Biden’s team has done this sort of thing before. It knows that using infrastructure as the vehicle for these other elements improves the odds that those other elements can be implemented. What’s more, that the debate is centered on what counts as “infrastructure” simply reinforces that infrastructure is popular. Opponents of the legislation are essentially ceding the idea that the big-ticket spending on traditional infrastructure is fine by picking on these other components of the bill. Meanwhile, people reading the paper or watching the news are hearing mostly about how Biden is trying to pass an infrastructure bill.

A similar fight emerged over the first major legislation offered by Biden.
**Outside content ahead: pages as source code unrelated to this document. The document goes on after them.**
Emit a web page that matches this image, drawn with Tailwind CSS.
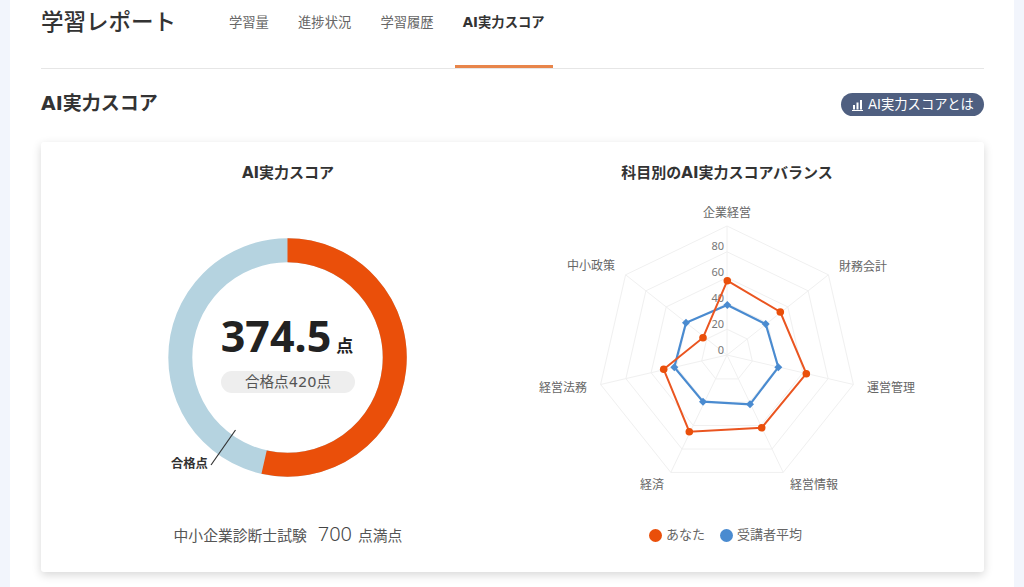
<!DOCTYPE html>
<html lang="ja">
<head>
<meta charset="utf-8">
<script src="https://cdn.jsdelivr.net/npm/@tailwindcss/browser@4"></script>
</head>
<body class="m-0 h-[587px] overflow-hidden bg-[#f2f5fc] font-['DejaVu_Sans','Noto_Sans_CJK_JP',sans-serif] text-[#333]">
<div class="ml-[10px] mr-[10px] h-[587px] bg-white pl-[31px] pr-[30px]">
  <header class="flex h-[69px] items-start border-b border-[#e6e6e6]">
    <h1 class="mt-[5px] w-[180px] text-[22.5px] leading-[34px] font-medium text-[#333]">学習レポート</h1>
    <nav class="flex gap-[13.2px] text-[13.3px] text-[#666]">
      <a class="h-[68px] px-2 pt-[13px] leading-5">学習量</a>
      <a class="h-[68px] px-2 pt-[13px] leading-5">進捗状況</a>
      <a class="h-[68px] px-2 pt-[13px] leading-5">学習履歴</a>
      <a class="h-[68px] border-b-[3px] border-[#e8854a] px-2 pt-[13px] leading-5 font-bold text-[#333]">AI実力スコア</a>
    </nav>
  </header>
  <div class="mt-6 flex h-[23px] items-center justify-between">
    <h2 class="mt-[-3px] text-[19px] leading-6 font-semibold text-[#333]">AI実力スコア</h2>
    <a class="flex h-[23px] w-[143px] items-center gap-[4px] rounded-full bg-[#4f5f80] pl-[11px] text-[13.3px] text-white">
      <svg width="12" height="12" viewBox="0 0 12 12" fill="#fff"><rect x="1" y="6" width="2" height="4.5"/><rect x="4.5" y="3.5" width="2" height="7"/><rect x="8" y="1" width="2" height="9.5"/><rect x="0" y="11" width="11" height="1"/></svg>
      <span>AI実力スコアとは</span>
    </a>
  </div>
  <section class="mt-[26px] grid h-[430px] grid-cols-[494px_384px] rounded-[3px] bg-white shadow-[0_3px_10px_rgba(0,0,0,0.16)]">
    <div class="flex flex-col items-center pt-[21px]">
      <h3 class="text-[15px] leading-5 font-bold text-[#333]">AI実力スコア</h3>
      <div class="relative mt-[54px] h-[240px] w-[240px]">
        <svg width="240" height="240" viewBox="0 0 240 240" class="block" fill="none">
          <circle cx="119.5" cy="120.5" r="107.2" stroke="#b5d3e0" stroke-width="24"/>
          <path d="M119.5 13.3 A107.2 107.2 0 1 1 96.1 225.1" stroke="#ea4f0a" stroke-width="24"/>
          <line x1="67.5" y1="193" x2="43" y2="228" stroke="#333" stroke-width="1.2"/>
        </svg>
        <div class="absolute top-[74px] left-[-1px] flex w-full items-baseline justify-center">
          <span class="font-['Noto_Sans',sans-serif] text-[43px] leading-[50px] font-bold text-[#222]">374.5</span>
          <span class="ml-[5px] font-['Noto_Sans_CJK_JP',sans-serif] text-[17px] font-bold text-[#222]">点</span>
        </div>
        <div class="absolute top-[134px] left-[53px] h-[22px] w-[134px] rounded-full bg-[#eeeeee] text-center text-[14.6px] leading-[22px] text-[#555]">合格点420点</div>
        <span class="absolute top-[218px] left-[3px] text-[12.3px] leading-[18px] font-bold whitespace-nowrap text-[#333]">合格点</span>
      </div>
      <p class="mt-[45px] flex items-baseline text-[14.8px] leading-6 text-[#555]">中小企業診断士試験<span class="ml-[11px] mr-[6px] font-['Noto_Sans',sans-serif] text-[20px] font-light text-[#444]">700</span>点満点</p>
    </div>
    <div class="flex flex-col items-center pt-[21px]">
      <h3 class="text-[15px] leading-5 font-bold text-[#333]">科目別のAI実力スコアバランス</h3>
      <svg width="384" height="316" viewBox="535 184 384 316" class="mt-[1px] block" font-size="12" fill="#666" text-anchor="middle">
        <g fill="none" stroke="#f0f0f0" stroke-width="1">
          <polygon points="727,329.2 747.3,339 752.3,361.1 738.2,378.9 715.8,378.9 701.7,361.1 706.7,339"/>
          <polygon points="727,303.4 767.6,322.9 777.6,366.9 749.4,402.1 704.6,402.1 676.4,366.9 686.4,322.9"/>
          <polygon points="727,277.6 787.8,306.9 802.9,372.7 760.7,425.5 693.3,425.5 651.1,372.7 666.2,306.9"/>
          <polygon points="727,251.8 808.1,290.8 828.1,378.6 772,449 682,449 625.9,378.6 645.9,290.8"/>
          <polygon points="727,226 828.4,274.8 853.4,384.5 783.2,472.4 670.8,472.4 600.6,384.5 625.6,274.8"/>
          <path d="M727 355V226M727 355L828.4 274.8M727 355L853.4 384.5M727 355L783.2 472.4M727 355L670.8 472.4M727 355L600.6 384.5M727 355L625.6 274.8"/>
        </g>
        <g font-family="'Noto Sans', sans-serif" font-size="11" fill="#777" text-anchor="end">
          <text x="724" y="354">0</text><text x="724" y="328">20</text><text x="724" y="302">40</text><text x="724" y="276">60</text><text x="724" y="250">80</text>
        </g>
        <text x="727" y="217">企業経営</text>
        <text x="863" y="271">財務会計</text>
        <text x="891" y="392">運営管理</text>
        <text x="814" y="489">経営情報</text>
        <text x="652" y="489">経済</text>
        <text x="563" y="392">経営法務</text>
        <text x="591" y="270">中小政策</text>
        <polygon points="727.3,305 765.7,324 778.3,367.3 750,404.3 703,401.7 674.3,367.3 686,322.7" fill="none" stroke="#4a8bd0" stroke-width="2.2"/>
        <g fill="#4a8bd0">
          <polygon points="727.3,301 731.3,305 727.3,309 723.3,305"/>
          <polygon points="765.7,320 769.7,324 765.7,328 761.7,324"/>
          <polygon points="778.3,363.3 782.3,367.3 778.3,371.3 774.3,367.3"/>
          <polygon points="750,400.3 754,404.3 750,408.3 746,404.3"/>
          <polygon points="703,397.7 707,401.7 703,405.7 699,401.7"/>
          <polygon points="674.3,363.3 678.3,367.3 674.3,371.3 670.3,367.3"/>
          <polygon points="686,318.7 690,322.7 686,326.7 682,322.7"/>
        </g>
        <polygon points="727.3,280.7 780.3,312 806.3,373.7 761.7,427.7 689.3,431.7 663.7,369.3 703,337.7" fill="none" stroke="#ea5520" stroke-width="2"/>
        <g fill="#ea4f0a"><circle cx="727.3" cy="280.7" r="3.8"/><circle cx="780.3" cy="312" r="3.8"/><circle cx="806.3" cy="373.7" r="3.8"/><circle cx="761.7" cy="427.7" r="3.8"/><circle cx="689.3" cy="431.7" r="3.8"/><circle cx="663.7" cy="369.3" r="3.8"/><circle cx="703" cy="337.7" r="3.8"/></g>
      </svg>
      <div class="mt-[25px] mr-[3px] flex items-center text-[13px] leading-5 text-[#666]">
        <span class="h-[13px] w-[13px] rounded-full bg-[#ea4f0a]"></span><span class="ml-[4px]">あなた</span>
        <span class="ml-[15px] h-[13px] w-[13px] rounded-full bg-[#4a8bd0]"></span><span class="ml-[4px]">受講者平均</span>
      </div>
    </div>
  </section>
</div>
</body>
</html>
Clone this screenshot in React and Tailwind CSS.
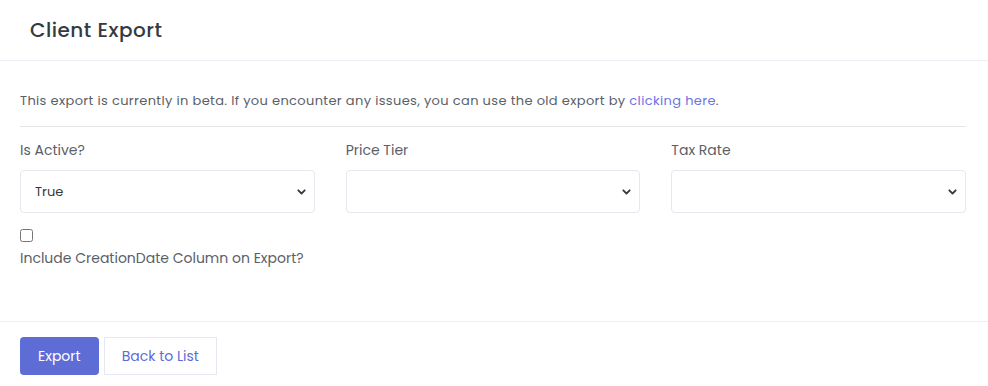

That legislation was presented as a relief bill responding to the ongoing coronavirus pandemic and it, too, included ancillary components. Republicans and conservative media picked out various parts to assail, but the bill was broadly popular and generally described in the way that the administration wanted: as economic relief centered on the pandemic. That it included stimulus checks for tens of millions of Americans certainly didn’t hurt its popularity, but, regardless, efforts to cast the legislation as overbroad didn’t seem to dent its popularity.

None of this is to say that the infrastructure bill should simply be rubber-stamped by Congress, of course. It’s just pointing out that the Biden White House, unlike Trump, appears to understand the value in framing and consistency.

When it comes to talking about an “infrastructure bill,” there’s probably no such thing as bad publicity.